Homework Statement: derive the following expression involving boson operator
Relevant Equations: B=\sum_{i}\alpha_{i}b_{i}

Did you forget some hash hash symbols?

I found this expression in a paper

It's usually a good idea to include a link to your source, just in case you've mistyped or misunderstood something.

where the partial derivative came from?

It's possible to prove a general formula like $$[a, f(a^\dagger)] ~=~ i\hbar \, \partial_{a^\dagger} f(a^\dagger) ~.$$The constant ##i\hbar## factor might be different depending on what conventions you're using for the canonical commutation relations. (Exercise: use induction to prove this formula for simple functions like ##f(x) = x^n##, then use linearity of the commutator to generalize the formula to polynomials.)

and what is big N,

I'm guessing it's the number operator, something involving ##\sum_i b_i^\dagger b_i##.

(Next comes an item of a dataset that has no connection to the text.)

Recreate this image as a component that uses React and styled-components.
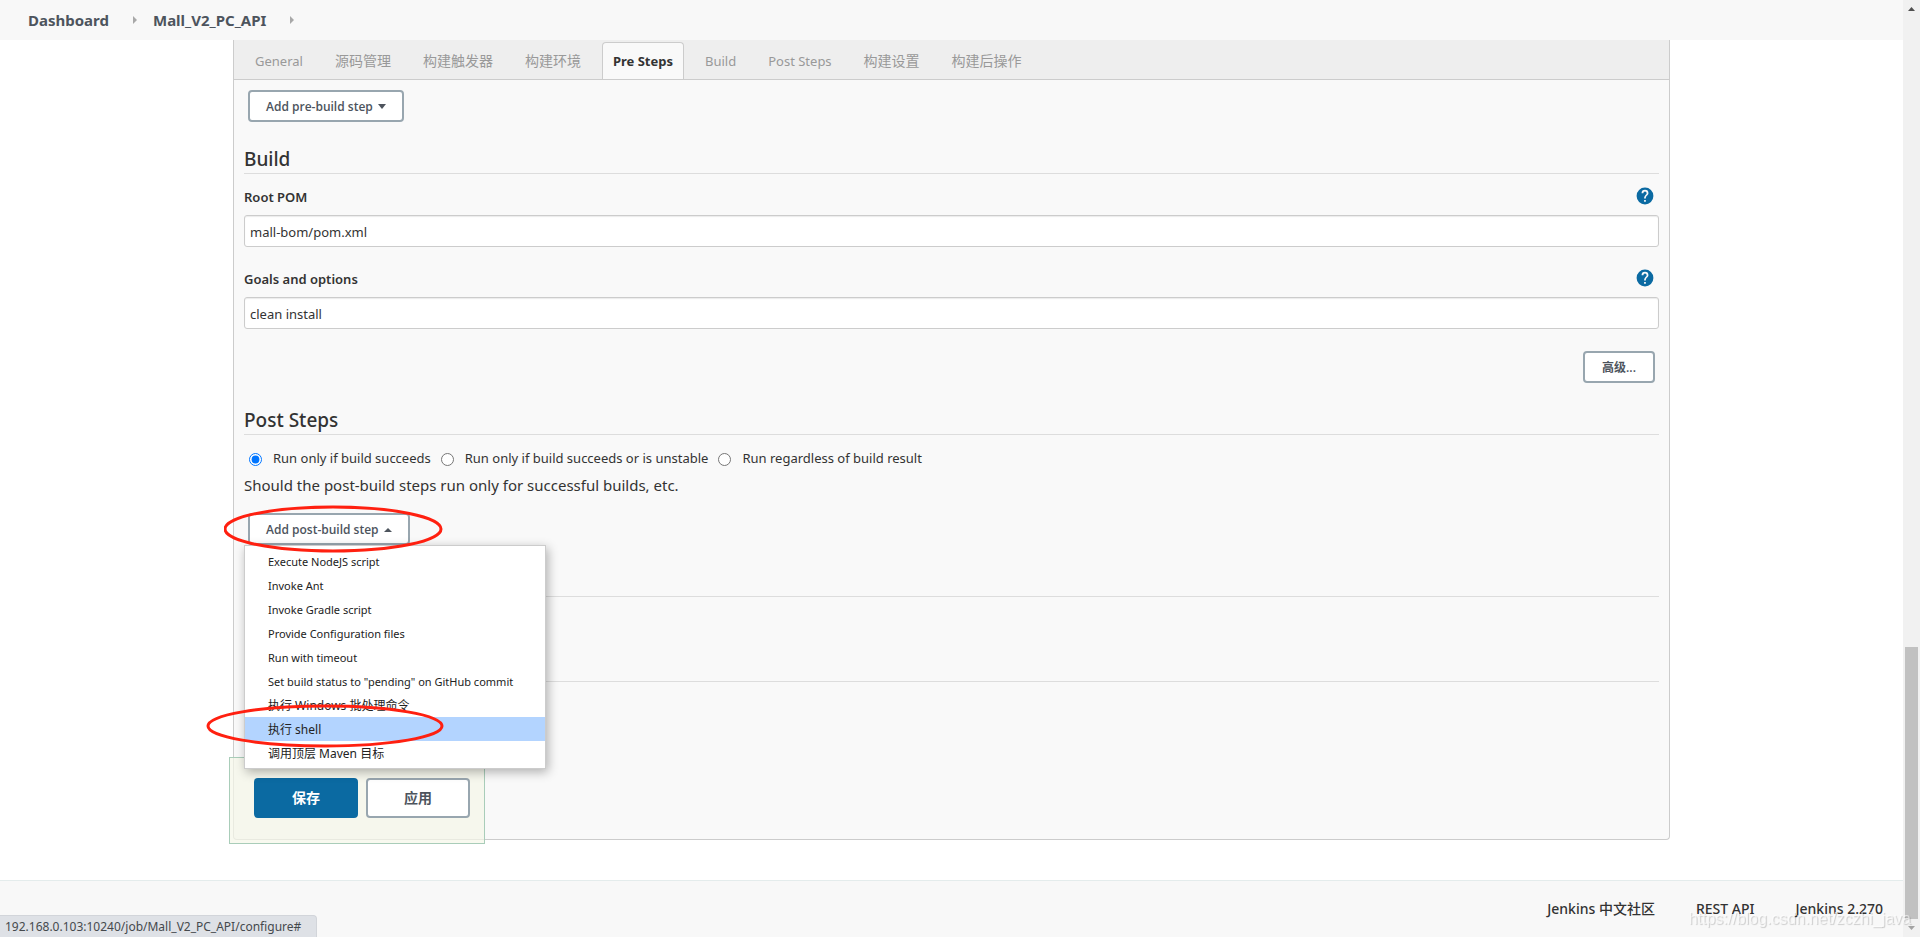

the paper doesn't mention that, shouldn't the expression be :
$$
\bra{B^{n}}\hat{1}\ket{(B^{\dagger})^{n}}=\bra{B^{n-1}}B\ket{(B^{\dagger})^{n}}=\bra{B^{n-1}}\sum_{i}\alpha_{i}b_{i}\ket{(B^{\dagger})^{n}}
$$

Without seeing the paper, it's impossible to say for sure. But my guess is "no". Write out the expression properly and apply the rule I described above.

 

[patric44]

Did you forget some hash hash symbols?It's usually a good idea to include a link to your source, just in case you've mistyped or misunderstood something.It's possible to prove a general formula like $$[a, f(a^\dagger)] ~=~ i\hbar \, \partial_{a^\dagger} f(a^\dagger) ~.$$The constant ##i\hbar## factor might be different depending on what conventions you're using for the canonical commutation relations. (Exercise: use induction to prove this formula for simple functions like ##f(x) = x^n##, then use linearity of the commutator to generalize the formula to polynomials.)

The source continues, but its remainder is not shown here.